An inflationary shock, like for example the two oil shocks of the 1970s, would come at just the wrong time - as did the first oil shock at the top of the Heath boom. Now we are about to experience an external deflationary shock, coming at just the right time. Commodity prices will be weak, the oil price will remain flat.

Maybe this deflation enables the booming economies of the US and UK to come off their growth curve in a benign way. We do not need to deflate so hard ourselves because someone else is doing it for us.

If this is right, what is bad news for Japan is good news for the US and UK. For the US, reluctant to face the pain of higher interest rates, downward external pressure on prices is certainly helpful. Here, unlike the US, we have increased our interest rates, so it is at least possible that if things slow very fast next year we will see rapid interest-rate disarmament.

None of this is to suggest that the meltdown in East Asia should be welcomed. To say that is not just to acknowledge that in human terms recession is always miserable; it is also to recognise that when things start heading downwards in one part of the world, they can cause a lot of collateral damage in another.

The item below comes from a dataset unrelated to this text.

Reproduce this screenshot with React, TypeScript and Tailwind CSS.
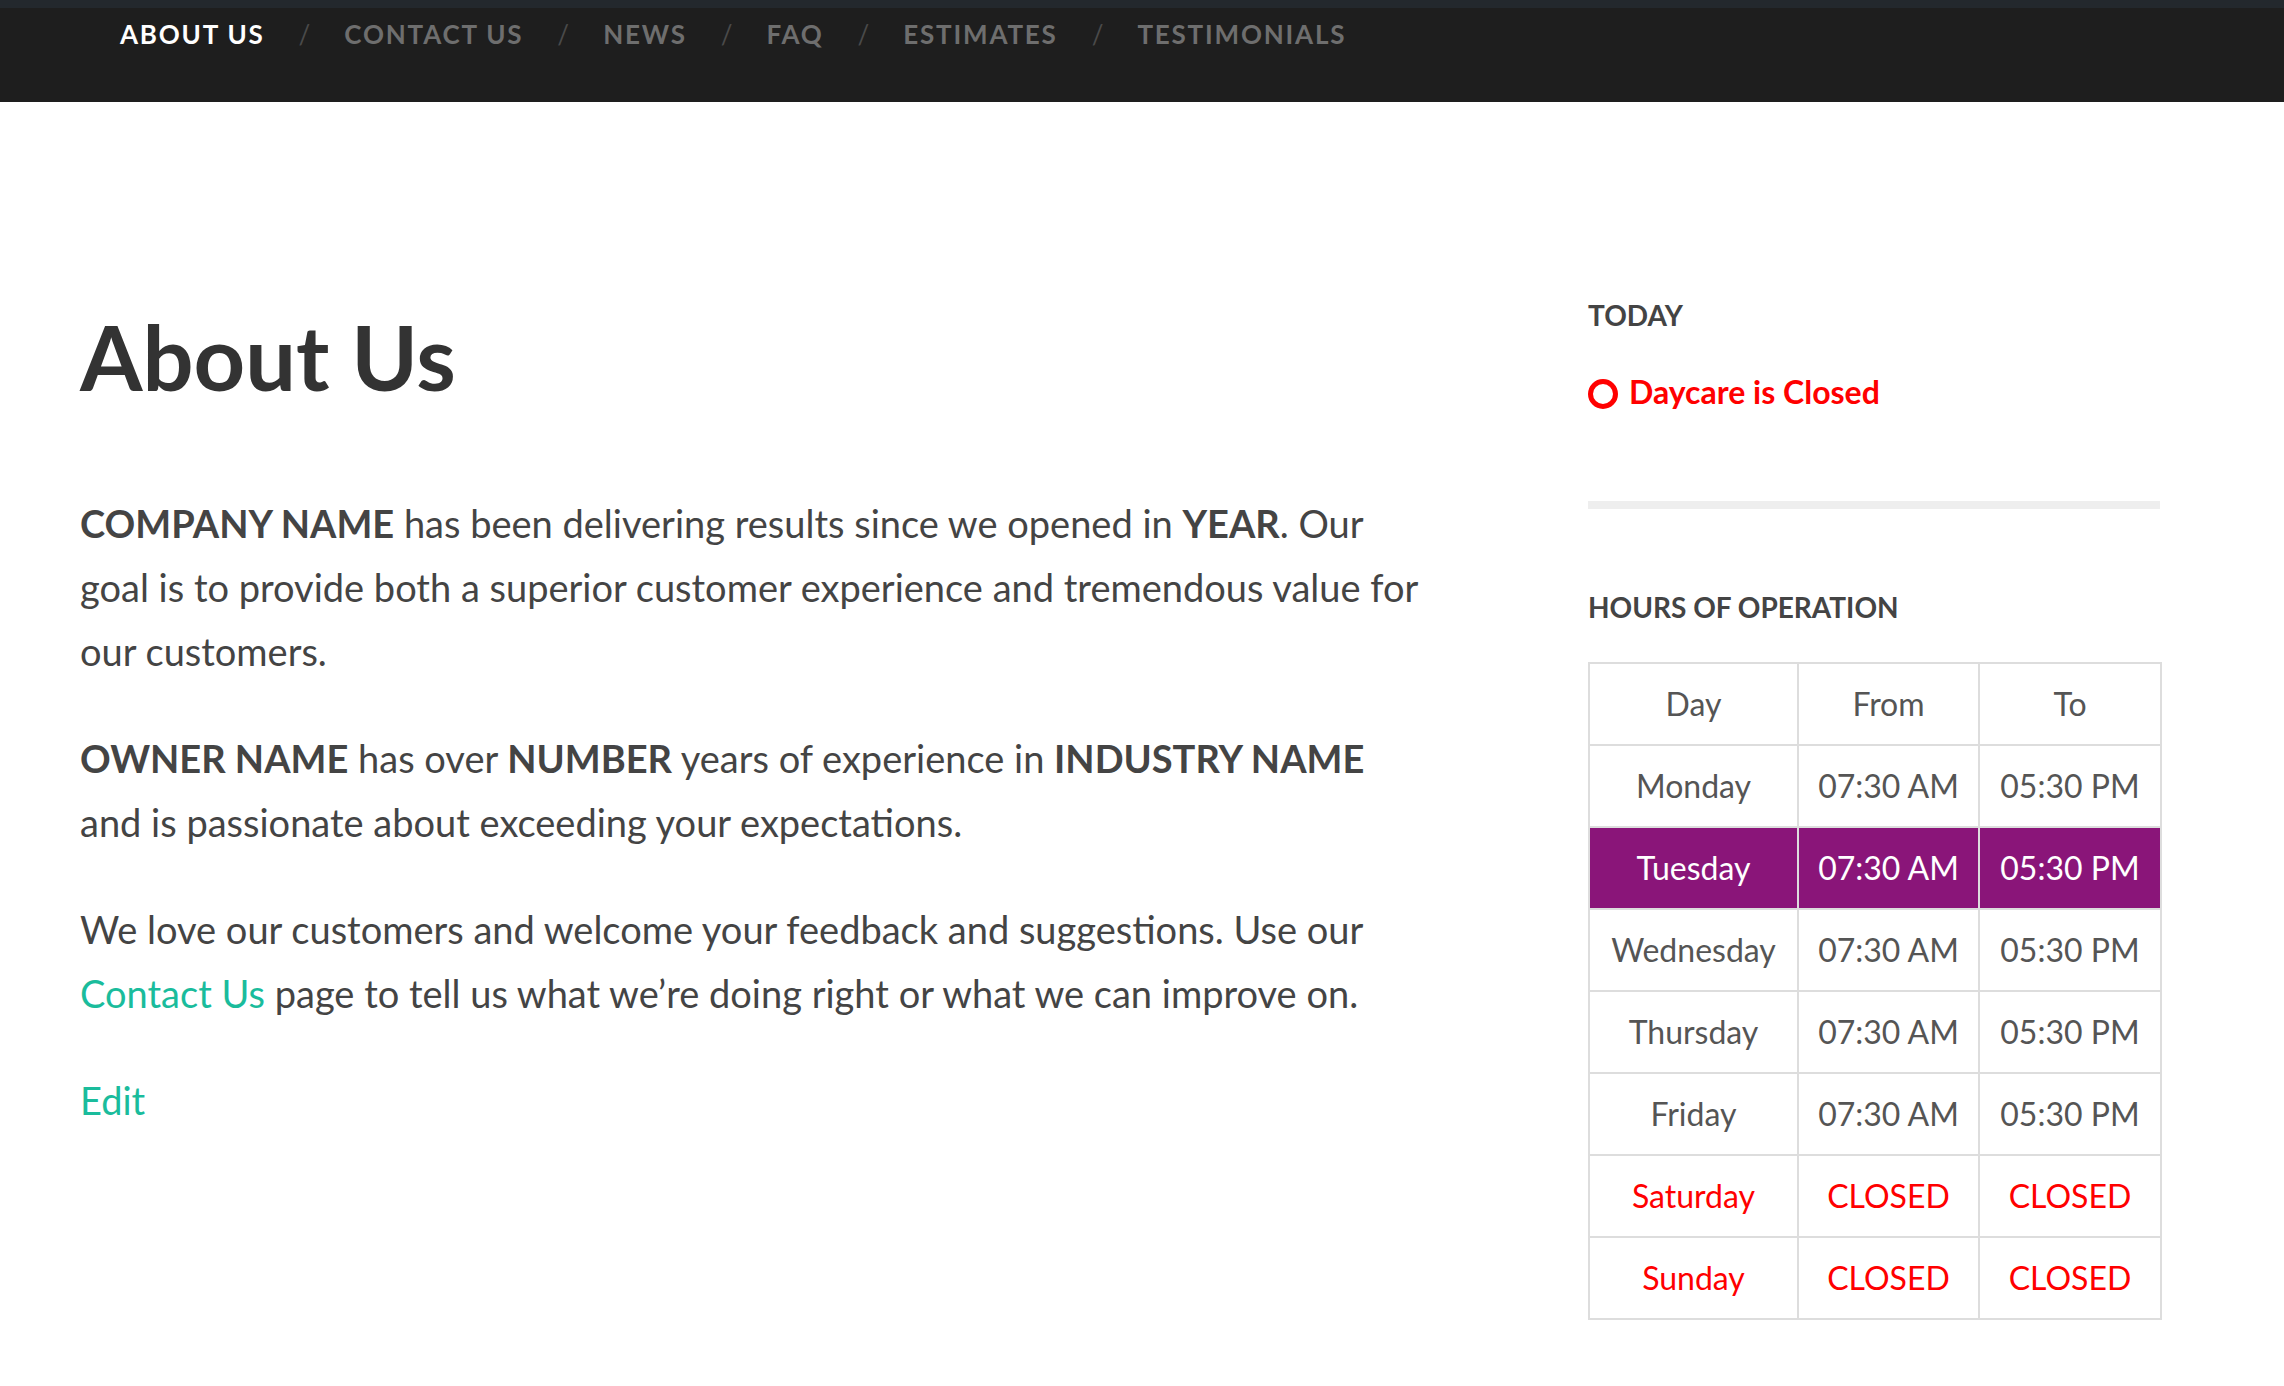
const navItems = ['About Us', 'Contact Us', 'News', 'FAQ', 'Estimates', 'Testimonials'];

const hours = [
  { day: 'Monday', from: '07:30 AM', to: '05:30 PM' },
  { day: 'Tuesday', from: '07:30 AM', to: '05:30 PM', today: true },
  { day: 'Wednesday', from: '07:30 AM', to: '05:30 PM' },
  { day: 'Thursday', from: '07:30 AM', to: '05:30 PM' },
  { day: 'Friday', from: '07:30 AM', to: '05:30 PM' },
  { day: 'Saturday', from: 'CLOSED', to: 'CLOSED', closed: true },
  { day: 'Sunday', from: 'CLOSED', to: 'CLOSED', closed: true },
];

export default function App() {
  return (
    <div className="min-h-screen bg-white font-['Lato',sans-serif] text-[#444]">
      {/* Top bar */}
      <div className="h-[8px] bg-[#23282d]" />
      <nav className="h-[94px] bg-[#1e1e1e] pl-[120px] pt-[13px]">
        <ul className="flex items-start gap-[34px] text-[26px] font-bold uppercase leading-none tracking-[1.8px]">
          {navItems.map((item, i) => (
            <li key={item} className="flex items-start gap-[34px]">
              {i > 0 && <span className="font-normal tracking-normal text-[#4a4a4a]">/</span>}
              <a className={i === 0 ? 'text-white' : 'text-[#6e6e6e]'}>{item}</a>
            </li>
          ))}
        </ul>
      </nav>

      <div className="flex px-[80px]">
        {/* Main content */}
        <main className="w-[1352px] shrink-0 pt-[209px]">
          <h1 className="text-[90px] font-bold leading-none text-[#333]">About Us</h1>
          <div className="mt-[90px] text-[38px] leading-[64px]">
            <p className="mb-[43px]">
              <strong>COMPANY NAME</strong> has been delivering results since we opened in <strong>YEAR</strong>. Our
              goal is to provide both a superior customer experience and tremendous value for our customers.
            </p>
            <p className="mb-[43px]">
              <strong>OWNER NAME</strong> has over <strong>NUMBER</strong> years of experience in{' '}
              <strong>INDUSTRY NAME</strong> and is passionate about exceeding your expectations.
            </p>
            <p className="mb-[43px]">
              We love our customers and welcome your feedback and suggestions. Use our{' '}
              <a className="text-[#1abc9c]">Contact Us</a> page to tell us what we’re doing right or what we can
              improve on.
            </p>
            <p>
              <a className="text-[#1abc9c]">Edit</a>
            </p>
          </div>
        </main>

        {/* Sidebar */}
        <aside className="ml-[156px] w-[572px] shrink-0 pt-[199px]">
          <h3 className="text-[28px] font-bold uppercase leading-none text-[#444]">Today</h3>
          <div className="mt-[47px] flex items-start gap-[11px] text-[32px] font-bold leading-none text-[#ff0000]">
            <span className="mt-[3px] h-[30px] w-[30px] rounded-full border-[5px] border-[#ff0000]" />
            <span>Daycare is Closed</span>
          </div>
          <div className="mt-[92px] h-[8px] bg-[#eeeeee]" />
          <h3 className="mt-[84px] text-[28px] font-bold uppercase leading-none text-[#444]">Hours of Operation</h3>
          <table className="mt-[41px] w-[572px] table-fixed border-collapse text-center text-[32px] text-[#555]">
            <colgroup>
              <col className="w-[209px]" />
              <col className="w-[181px]" />
              <col className="w-[182px]" />
            </colgroup>
            <thead>
              <tr>
                {['Day', 'From', 'To'].map((h) => (
                  <th key={h} className="h-[82px] border-2 border-[#dddddd] font-normal">
                    {h}
                  </th>
                ))}
              </tr>
            </thead>
            <tbody>
              {hours.map((r) => (
                <tr
                  key={r.day}
                  className={r.today ? 'bg-[#8a1579] text-white' : r.closed ? 'text-[#ff0000]' : ''}
                >
                  <td className="h-[82px] border-2 border-[#dddddd]">{r.day}</td>
                  <td className="h-[82px] border-2 border-[#dddddd]">{r.from}</td>
                  <td className="h-[82px] border-2 border-[#dddddd]">{r.to}</td>
                </tr>
              ))}
            </tbody>
          </table>
        </aside>
      </div>
    </div>
  );
}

The world will have to live with powerful deflationary forces through into the next millennium, perhaps setting a tone for the century. We have had a century of great inflation by any historical standards. We start the next batting into a strong deflationary head-wind and, as far as the present boom economies are concerned, this happens to come at the least damaging point in the cycle.

If this is right, there are two messages in the air. One is that things will be cooler next year than this; the other is that while it will be unpleasant for some, there will be some silver lining for others.